Review SummaryThe fix is correct and well-structured: iterating the full activity vector per correlation_id (instead of only Three inline comments posted:
🤖 Generated with Claude Code |
ae1ce97 to
3a024cf
Compare
Re-review SummaryAll 3 previous review findings have been addressed in this revision:
No new issues found. The fix is clean and well-scoped — LGTM. 🤖 Generated with Claude Code |
|
@cj401-amd if changes look okay to you let me know. I'll open PR upstream for this. |
f5e0bcb to
ac960b5
Compare
…aph kernel loss The second half of ApiActivityInfoExchange in xla/backends/profiler/gpu/rocm_collector.cc keyed activities by correlation_id and read only activity_iter.second.front(). This is problem with when hipGraphLaunch is involved because single graph launch can have multiple kernels all with same correlation ID. and all that gets recorded only once in xplane because it only reads front() Without this change whenever command buffer is ON xla profiler drops events and events in final trace will be missing. - Iterate the entire activity vector instead of only .front(). - Hoist the API-event lookup out of the inner loop (invariant across the vector since all activities share the correlation_id). Added RocmCollectorTest.MultipleActivitiesPerCorrelationIdAllExported in rocm_collector_test.cc. Inserts one api_event + three activity events all sharing one correlation_id (the hipGraphLaunch shape), runs Flush() + Export(), and asserts all three kernel records appear in the xplane device plane.
ac960b5 to
22d1781
Compare
Summary
Kamil from our team noticed missing kernels in the trace while running maxtext.
In
xla/backends/profiler/gpu/rocm_collector.cc, the second half ofApiActivityInfoExchangeread onlyactivity_iter.second.front()from the vector keyed by correlation_id.This is a problem when command buffer is ON and kernel launch can also happen via
hipGraphLauncha single graph launch produces multiple kernel-dispatch records all sharing one correlation_id, so the current XLA code drops all but the first.Symptom (what users see)
device:GPU:Nplanes report far fewer kernels than rocprofiler-sdk actually delivered. At MaxText llama2_7b scale: 1.27M instead of 3.78M (66% undercount)..front()element depends on async HSA queue completion ordering.Cause
std::vector<RocmTracerEvent>::front()reads the first element; the remaining 1..N-1 elements are silently discarded by the loop body.Test plan
Benchmark
with this XLA patch applied.
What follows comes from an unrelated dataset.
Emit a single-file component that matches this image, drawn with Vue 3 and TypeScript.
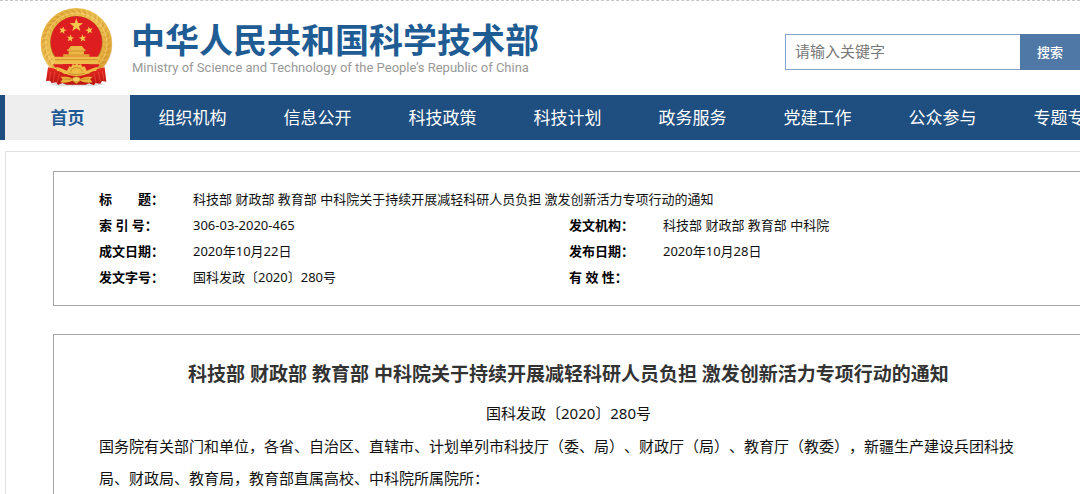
<script setup lang="ts">
import { ref } from 'vue'

const keyword = ref('')
const navItems: string[] = ['首页', '组织机构', '信息公开', '科技政策', '科技计划', '政务服务', '党建工作', '公众参与', '专题专栏']
const title = '科技部 财政部 教育部 中科院关于持续开展减轻科研人员负担 激发创新活力专项行动的通知'

interface Star { x: number; y: number; r: number; turn: number }
const stars: Star[] = [
  { x: 121, y: 64, r: 21, turn: 0 },
  { x: 80, y: 79, r: 12, turn: 12 },
  { x: 160, y: 79, r: 12, turn: -12 },
  { x: 103, y: 103, r: 12, turn: 8 },
  { x: 140, y: 103, r: 12, turn: -8 },
]

function starPoints(s: Star): string {
  return Array.from({ length: 10 }, (_, i) => {
    const a = ((i * 36 - 90 + s.turn) * Math.PI) / 180
    const r = i % 2 ? s.r * 0.4 : s.r
    return `${(s.x + r * Math.cos(a)).toFixed(1)},${(s.y + r * Math.sin(a)).toFixed(1)}`
  }).join(' ')
}

const grains = Array.from({ length: 36 }, (_, i) => i * 10)
</script>

<template>
  <div class="page">
    <header class="top">
      <a class="brand" href="#">
        <svg class="emblem" viewBox="0 0 252 252" aria-hidden="true">
          <defs>
            <linearGradient id="gold" x1="0" y1="0" x2="1" y2="1">
              <stop offset="0" stop-color="#e3aa36" />
              <stop offset="0.45" stop-color="#f1c55a" />
              <stop offset="1" stop-color="#dc9a2a" />
            </linearGradient>
            <linearGradient id="cloth" x1="0" y1="0" x2="0" y2="1">
              <stop offset="0" stop-color="#e62a22" />
              <stop offset="1" stop-color="#b9120f" />
            </linearGradient>
          </defs>
          <ellipse cx="122" cy="240" rx="80" ry="7" fill="#000" opacity="0.13" />
          <circle cx="122" cy="122" r="107" fill="#9b7a3c" opacity="0.3" />
          <circle cx="121" cy="119" r="107" fill="url(#gold)" />
          <g fill="none" stroke="#b97716" stroke-width="3" opacity="0.35">
            <path v-for="g in grains" :key="g" d="M109 17q12 5 7 18M122 16q4 8 14 12" :transform="`rotate(${g} 121 119)`" />
          </g>
          <circle cx="121" cy="119" r="92" fill="none" stroke="#fbe08c" stroke-width="3" opacity="0.5" />
          <circle cx="121" cy="115" r="79" fill="#b8791f" />
          <circle cx="121" cy="114" r="77" fill="#dd1d20" />
          <polygon v-for="(s, i) in stars" :key="i" :points="starPoints(s)" fill="#f6c84d" />
          <path d="M98 136l6-10h34l7 10h3v5h-54v-5zM98 141h46v10h16v7H82v-7h16z" fill="#edb745" />
          <path d="M53 158h137v8h-5v14H57v-14h-4z" fill="#efbd4c" />
          <path d="M94 141h54M82 153h78M57 167h128" stroke="#c17c18" stroke-width="2" />
          <path d="M51 181h140c-4 8-11 14-19 20H70c-8-6-14-12-19-20z" fill="#d81e1e" />
          <path d="M36 190c18 3 31 8 48 20h74c15-12 31-17 48-20l5 43-13-2-5 8-15-2-4 7-15-6-10 4H91l-12-5-13 6-5-8-14 2-5-7-12 1z" fill="url(#cloth)" />
          <path d="M44 204l-4 26M56 203l-4 31M70 210l-7 27M187 204l6 29M174 208l6 28M199 202l5 27" stroke="#fa6453" stroke-width="3" opacity="0.5" />
          <path d="M60 190c17 0 22 8 33 10l7-13 6 2 4-9 7 3 5-5 6 5 7-3 4 9 7-2 6 13c12-2 18-10 33-10l-5 11c-17-1-25 9-36 12-15 4-30 4-45 0-12-3-21-13-36-12z" fill="#efbd45" />
          <path d="M104 203c1-16 34-16 35 0M97 208q24 8 49 0" fill="none" stroke="#b87518" stroke-width="2" />
          <path d="M73 218c19 0 27 0 37 7l11-7 12 7c12-7 20-7 37-7l-8 8 8 9c-15 2-25 1-37-5l-12 9-12-9c-13 6-23 7-36 5l7-9z" fill="#eab33b" />
          <ellipse cx="121" cy="226" rx="12" ry="8" fill="#f5cc60" stroke="#b87518" stroke-width="2" />
          <path d="M83 224l22 3M159 224l-22 3" stroke="#b87518" stroke-width="2" />
        </svg>
        <span class="names">
          <span class="name-cn">中华人民共和国科学技术部</span>
          <span class="name-en">Ministry of Science and Technology of the People’s Republic of China</span>
        </span>
      </a>
      <form class="search" @submit.prevent>
        <input v-model="keyword" type="text" placeholder="请输入关键字" aria-label="请输入关键字" />
        <button type="submit">搜索</button>
      </form>
    </header>

    <nav class="nav">
      <a v-for="(item, i) in navItems" :key="item" href="#" :class="{ active: i === 0 }">{{ item }}</a>
    </nav>

    <main class="frame">
      <section class="panel meta">
        <table>
          <colgroup>
            <col class="c-label" /><col class="c-value" /><col class="c-label" /><col />
          </colgroup>
          <tbody>
            <tr>
              <th scope="row">标　　题：</th>
              <td colspan="3">{{ title }}</td>
            </tr>
            <tr>
              <th scope="row">索 引 号：</th>
              <td>306-03-2020-465</td>
              <th scope="row">发文机构：</th>
              <td>科技部 财政部 教育部 中科院</td>
            </tr>
            <tr>
              <th scope="row">成文日期：</th>
              <td>2020年10月22日</td>
              <th scope="row">发布日期：</th>
              <td>2020年10月28日</td>
            </tr>
            <tr>
              <th scope="row">发文字号：</th>
              <td>国科发政〔2020〕280号</td>
              <th scope="row">有 效 性：</th>
              <td></td>
            </tr>
          </tbody>
        </table>
      </section>

      <article class="panel doc">
        <h1>{{ title }}</h1>
        <p class="number">国科发政〔2020〕280号</p>
        <p class="text">国务院有关部门和单位，各省、自治区、直辖市、计划单列市科技厅（委、局）、财政厅（局）、教育厅（教委），新疆生产建设兵团科技局、财政局、教育局，教育部直属高校、中科院所属院所：</p>
      </article>
    </main>
  </div>
</template>

<style>
body {
  background: #fff;
}
</style>

<style scoped>
.page {
  box-sizing: border-box;
  height: 100vh;
  border-top: 1px dashed #c4c4c4;
  font-family: "Noto Sans", "Noto Sans CJK SC", sans-serif;
  color: #111;
  overflow: hidden;
  text-spacing-trim: space-all;
}

.top {
  display: flex;
  justify-content: space-between;
  align-items: flex-start;
  height: 94px;
}

.brand {
  display: flex;
  padding: 3px 0 0 36px;
  color: inherit;
  text-decoration: none;
}

.emblem {
  width: 84px;
  height: 84px;
}

.names {
  display: flex;
  flex-direction: column;
  padding: 16px 0 0 11px;
  white-space: nowrap;
}

.name-cn {
  font-size: 34px;
  line-height: 40px;
  font-weight: 700;
  color: #1f5c94;
}

.name-en {
  padding-left: 1px;
  font-family: Roboto, "Noto Sans", sans-serif;
  font-size: 13px;
  line-height: 16px;
  color: #999;
}

.search {
  display: flex;
  flex: 0 0 295px;
  min-width: 0;
  height: 36px;
  margin-top: 33px;
}

.search input {
  box-sizing: border-box;
  flex: 1;
  min-width: 0;
  padding: 0 9px 2px;
  border: 1px solid #86a3c8;
  border-right: 0;
  border-radius: 0;
  font-family: inherit;
  font-size: 15px;
  color: #333;
  outline: none;
}

.search input::placeholder {
  color: #777;
}

.search button {
  flex: 0 0 60px;
  padding: 0 0 2px;
  border: 0;
  background: #4f78a6;
  font-family: inherit;
  font-size: 13px;
  font-weight: 500;
  color: #fff;
}

.nav {
  display: flex;
  height: 45px;
  padding-left: 5px;
  background: #1f4e80;
}

.nav a {
  flex: 0 0 125px;
  font-size: 17px;
  line-height: 45px;
  text-align: center;
  white-space: nowrap;
  color: #fff;
  text-decoration: none;
}

.nav a.active {
  background: #eee;
  font-weight: 700;
  color: #205a94;
}

.frame {
  margin: 11px 0 0 5px;
  padding: 19px 0 0 47px;
  border: solid #e2e2e2;
  border-width: 1px 0 0 1px;
}

.panel {
  margin-right: -4px;
  border: 1px solid #a6a6a6;
}

.meta {
  margin-bottom: 28px;
  padding: 14px 45px 15px;
}

.meta table {
  width: 100%;
  table-layout: fixed;
  border-collapse: collapse;
  font-size: 13px;
  line-height: 26px;
}

.c-label {
  width: 94px;
}

.c-value {
  width: 376px;
}

.meta th,
.meta td {
  height: 26px;
  padding: 0;
  text-align: left;
  white-space: nowrap;
}

.meta th {
  font-weight: 700;
  color: #000;
}

.doc {
  padding: 24px 45px;
}

.doc h1 {
  margin: 0;
  font-size: 19px;
  line-height: 30px;
  text-align: center;
  color: #333;
}

.doc p {
  margin: 0;
  font-size: 15px;
  line-height: 32px;
}

.doc .number {
  margin: 8px 0 1px;
  text-align: center;
}
</style>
MaxText llama2_7b,
steps=100,profiler=xplane,XLA_FLAGS=--xla_gpu_rocm_max_trace_events=1000000000:Regression test
Added
RocmCollectorTest.MultipleActivitiesPerCorrelationIdAllExportedinrocm_collector_test.cc. Inserts one api_event + three activity events all sharing one correlation_id (the hipGraphLaunch shape), runsFlush()+Export(), and asserts all three kernel records appear in the xplane device plane.